The Social Insurance Agency is criticised for having documented verification investigations in relation to assistance payments in a way that hampered the exercising of the right to party insight and that was contrary to the requirements of objectivity and impartiality

When the Social Insurance Agency received an anonymous complaint against a personal assistant to AA, it initiated, among other things, five different verification investigations, one investigation for each assistant interviewed for the purposes of the investigation. It eventually also began an investigation into AA’s need for a personal assistance. The documentation from one of the interviews was transferred to AA’s case file and shared with her. However, AA’s representative was denied access to the documentation from the other verification investigations.

The interviews had thus been documented but had been inserted into different case files. In the decision, the Parliamentary Ombudsman states that the purpose of the documentation requirement in the Administrative Procedure Act (2017:900) is that the documentation which forms the basis for a decision in a case must be complete, identifiable and easily accessible. In order for these aims not to be lost, there are solid reasons for not splitting up an investigation into a person’s right to certain benefits or the revocation of such benefits.

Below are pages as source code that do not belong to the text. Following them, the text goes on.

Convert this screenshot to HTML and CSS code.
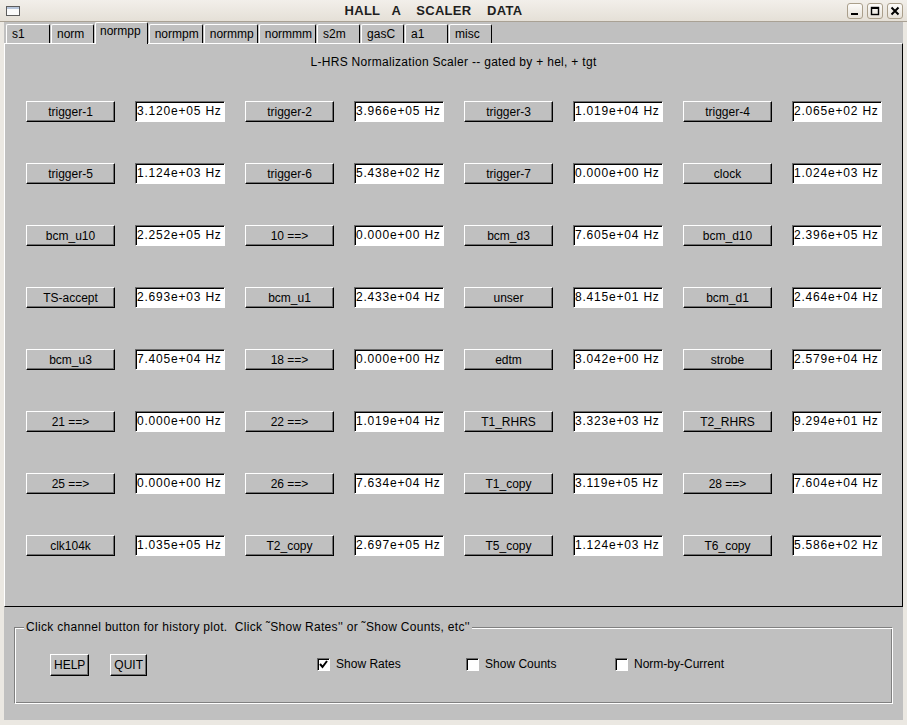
FILE: index.html
```html
<!DOCTYPE html>
<html lang="en">
<head>
  <meta charset="UTF-8">
  <title>HALL A SCALER DATA</title>
  <link rel="stylesheet" href="styles.css">
</head>
<body>
<div class="window">
  <header class="titlebar">
    <svg class="app-icon" width="14" height="10" viewBox="0 0 14 10">
      <rect x="0.5" y="0.5" width="13" height="9" fill="#fbfbfb" stroke="#5d5d5d"/>
      <rect x="1" y="1" width="12" height="2" fill="#b9c7dc"/>
    </svg>
    <div class="title">HALL   A    SCALER    DATA</div>
    <div class="wm-buttons">
      <span class="wm-btn"><svg width="10" height="10" viewBox="0 0 10 10"><rect x="1" y="7" width="7" height="2" fill="#000"/></svg></span>
      <span class="wm-btn"><svg width="10" height="10" viewBox="0 0 10 10"><rect x="1.5" y="1.5" width="7" height="7" fill="none" stroke="#000" stroke-width="1.4"/><rect x="1" y="1" width="8" height="2" fill="#000"/></svg></span>
      <span class="wm-btn"><svg width="10" height="10" viewBox="0 0 10 10"><path d="M1.5 1.5 L8.5 8.5 M8.5 1.5 L1.5 8.5" stroke="#000" stroke-width="2"/></svg></span>
    </div>
  </header>

  <div class="frame">
    <nav class="tabs">
      <span class="tab">s1</span>
      <span class="tab">norm</span>
      <span class="tab active">normpp</span>
      <span class="tab">normpm</span>
      <span class="tab">normmp</span>
      <span class="tab">normmm</span>
      <span class="tab">s2m</span>
      <span class="tab">gasC</span>
      <span class="tab">a1</span>
      <span class="tab">misc</span>
    </nav>

    <section class="page">
      <h1 class="heading">L-HRS Normalization Scaler -- gated by + hel, + tgt</h1>
      <div class="grid">
        <button class="chan">trigger-1</button><span class="rate">3.120e+05 Hz</span>
        <button class="chan">trigger-2</button><span class="rate">3.966e+05 Hz</span>
        <button class="chan">trigger-3</button><span class="rate">1.019e+04 Hz</span>
        <button class="chan">trigger-4</button><span class="rate">2.065e+02 Hz</span>

        <button class="chan">trigger-5</button><span class="rate">1.124e+03 Hz</span>
        <button class="chan">trigger-6</button><span class="rate">5.438e+02 Hz</span>
        <button class="chan">trigger-7</button><span class="rate">0.000e+00 Hz</span>
        <button class="chan">clock</button><span class="rate">1.024e+03 Hz</span>

        <button class="chan">bcm_u10</button><span class="rate">2.252e+05 Hz</span>
        <button class="chan">10 ==&gt;</button><span class="rate">0.000e+00 Hz</span>
        <button class="chan">bcm_d3</button><span class="rate">7.605e+04 Hz</span>
        <button class="chan">bcm_d10</button><span class="rate">2.396e+05 Hz</span>

        <button class="chan">TS-accept</button><span class="rate">2.693e+03 Hz</span>
        <button class="chan">bcm_u1</button><span class="rate">2.433e+04 Hz</span>
        <button class="chan">unser</button><span class="rate">8.415e+01 Hz</span>
        <button class="chan">bcm_d1</button><span class="rate">2.464e+04 Hz</span>

        <button class="chan">bcm_u3</button><span class="rate">7.405e+04 Hz</span>
        <button class="chan">18 ==&gt;</button><span class="rate">0.000e+00 Hz</span>
        <button class="chan">edtm</button><span class="rate">3.042e+00 Hz</span>
        <button class="chan">strobe</button><span class="rate">2.579e+04 Hz</span>

        <button class="chan">21 ==&gt;</button><span class="rate">0.000e+00 Hz</span>
        <button class="chan">22 ==&gt;</button><span class="rate">1.019e+04 Hz</span>
        <button class="chan">T1_RHRS</button><span class="rate">3.323e+03 Hz</span>
        <button class="chan">T2_RHRS</button><span class="rate">9.294e+01 Hz</span>

        <button class="chan">25 ==&gt;</button><span class="rate">0.000e+00 Hz</span>
        <button class="chan">26 ==&gt;</button><span class="rate">7.634e+04 Hz</span>
        <button class="chan">T1_copy</button><span class="rate">3.119e+05 Hz</span>
        <button class="chan">28 ==&gt;</button><span class="rate">7.604e+04 Hz</span>

        <button class="chan">clk104k</button><span class="rate">1.035e+05 Hz</span>
        <button class="chan">T2_copy</button><span class="rate">2.697e+05 Hz</span>
        <button class="chan">T5_copy</button><span class="rate">1.124e+03 Hz</span>
        <button class="chan">T6_copy</button><span class="rate">5.586e+02 Hz</span>
      </div>
    </section>

    <footer class="bottom">
      <fieldset class="group">
        <legend>Click channel button for history plot.  Click ˜Show Rates'' or ˜Show Counts, etc''</legend>
        <div class="controls">
          <button class="cmd">HELP</button>
          <button class="cmd quit">QUIT</button>
          <div class="checks">
            <label class="check"><span class="box"><svg width="9" height="9" viewBox="0 0 9 9"><path d="M1 4 L3.5 7 L8 1" fill="none" stroke="#000" stroke-width="2"/></svg></span>Show Rates</label>
            <label class="check"><span class="box"></span>Show Counts</label>
            <label class="check"><span class="box"></span>Norm-by-Current</label>
          </div>
        </div>
      </fieldset>
    </footer>
  </div>
</div>
</body>
</html>
```

FILE: styles.css
```css
body {
  margin: 0;
  background: #ebe8e2;
  font: 12px "Liberation Sans", Arial, sans-serif;
  color: #000;
}

.window {
  width: 907px;
  height: 725px;
  display: flex;
  flex-direction: column;
}

/* window manager title bar */
.titlebar {
  height: 21px;
  border-bottom: 1px solid #a9a194;
  background: linear-gradient(#f2efea, #e5e0d7);
  display: flex;
  align-items: center;
  padding: 0 4px 0 6px;
}

.app-icon {
  flex: none;
}

.title {
  flex: 1;
  text-align: center;
  font-weight: bold;
  font-size: 13px;
  letter-spacing: 0.3px;
  white-space: pre;
  color: #1e1e1e;
}

.wm-buttons {
  display: flex;
  gap: 4px;
}

.wm-btn {
  width: 16px;
  height: 16px;
  box-sizing: border-box;
  border: 1px solid #aa9f8b;
  border-radius: 3px;
  background: linear-gradient(#fdfcfa, #e7e2d9);
  display: flex;
  align-items: center;
  justify-content: center;
}

/* tk frame */
.frame {
  flex: 1;
  margin: 0 4px 5px;
  background: #c0c0c0;
  display: flex;
  flex-direction: column;
}

.tabs {
  display: flex;
  align-items: flex-end;
  height: 21px;
  padding-left: 2px;
  gap: 1px;
}

.tab {
  box-sizing: border-box;
  height: 19px;
  min-width: 43px;
  padding: 0 3px 0 5px;
  border: 1px solid;
  border-color: #fff #000 transparent #fff;
  border-bottom: none;
  border-radius: 2px 2px 0 0;
  line-height: 19px;
}

.tab:first-child {
  min-width: 44px;
}

.tab.active {
  position: relative;
  z-index: 1;
  height: 22px;
  margin-bottom: -1px;
  padding: 0 6px 0 4px;
  line-height: 16px;
  background: #c0c0c0;
}

.page {
  box-sizing: border-box;
  height: 564px;
  border: 1px solid;
  border-color: #fff #000 #000 #fff;
  padding-top: 11px;
}

.heading {
  margin: 0;
  font-size: 12px;
  font-weight: normal;
  line-height: 14px;
  letter-spacing: 0.3px;
  text-align: center;
}

.grid {
  display: grid;
  grid-template-columns: repeat(4, 89px 90px);
  grid-auto-rows: 21px;
  column-gap: 20px;
  row-gap: 41px;
  margin: 32px 0 0 21px;
}

.chan,
.cmd {
  box-sizing: border-box;
  margin: 0;
  padding: 0;
  font: inherit;
  color: #000;
  background: #c0c0c0;
  border: 1px solid;
  border-color: #fff #000 #000 #fff;
  box-shadow: inset -1px -1px 0 #707070;
}

.rate {
  box-sizing: border-box;
  background: #fff;
  border: 1px solid;
  border-color: #6a6a6a #fff #fff #6a6a6a;
  box-shadow: inset 1px 1px 0 #000;
  padding-left: 1px;
  line-height: 19px;
  white-space: pre;
  letter-spacing: 0.8px;
}

/* bottom group */
.bottom {
  flex: 1;
  padding: 13px 10px 0;
}

.group {
  margin: 0;
  padding: 0;
  border: 1px solid;
  border-color: #808080 #fff #fff #808080;
  box-shadow: inset 1px 1px 0 #fff, inset -1px -1px 0 #808080;
}

.group legend {
  margin-left: 9px;
  padding: 0 2px;
  line-height: 14px;
  letter-spacing: 0.3px;
  white-space: pre;
  background: #c0c0c0;
}

.controls {
  box-sizing: border-box;
  height: 69px;
  padding: 20px 0 0 35px;
  display: flex;
  align-items: flex-start;
}

.cmd {
  height: 22px;
  padding: 0 3px;
}

.quit {
  margin-left: 21px;
}

.checks {
  display: flex;
  margin: 4px 0 0 170px;
}

.check {
  width: 149px;
  display: flex;
  align-items: center;
  line-height: 13px;
}

.box {
  box-sizing: border-box;
  width: 13px;
  height: 13px;
  margin-right: 6px;
  background: #fff;
  border: 1px solid;
  border-color: #6a6a6a #fff #fff #6a6a6a;
  box-shadow: inset 1px 1px 0 #000;
  display: flex;
  align-items: center;
  justify-content: center;
}
```
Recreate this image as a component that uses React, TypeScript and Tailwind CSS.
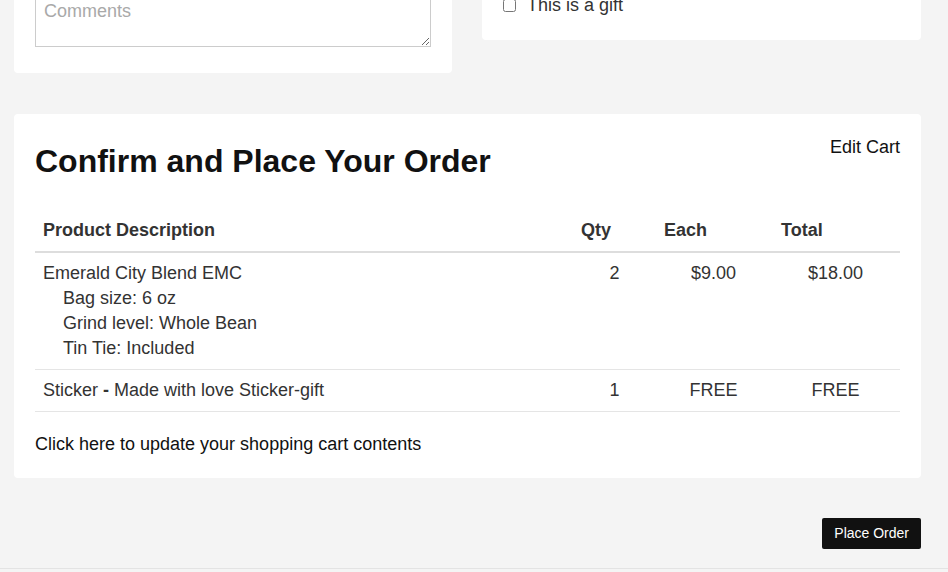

When the documents relating to the same investigation are allocated to several different case files, there is an imminent risk that a party will not be aware of their content, and it may appear as though the authority is withholding the documents.

In the current case, all documentation that could be relevant to the question of AA’s need for assistance should have been included in her case file. As the Social Insurance Agency did not do this immediately, nor when the error was discovered at the time the documentation was requested, it failed to fulfil the documentation requirements laid down in the Administrative Procedure Act, for which the Social Insurance Agency is criticised.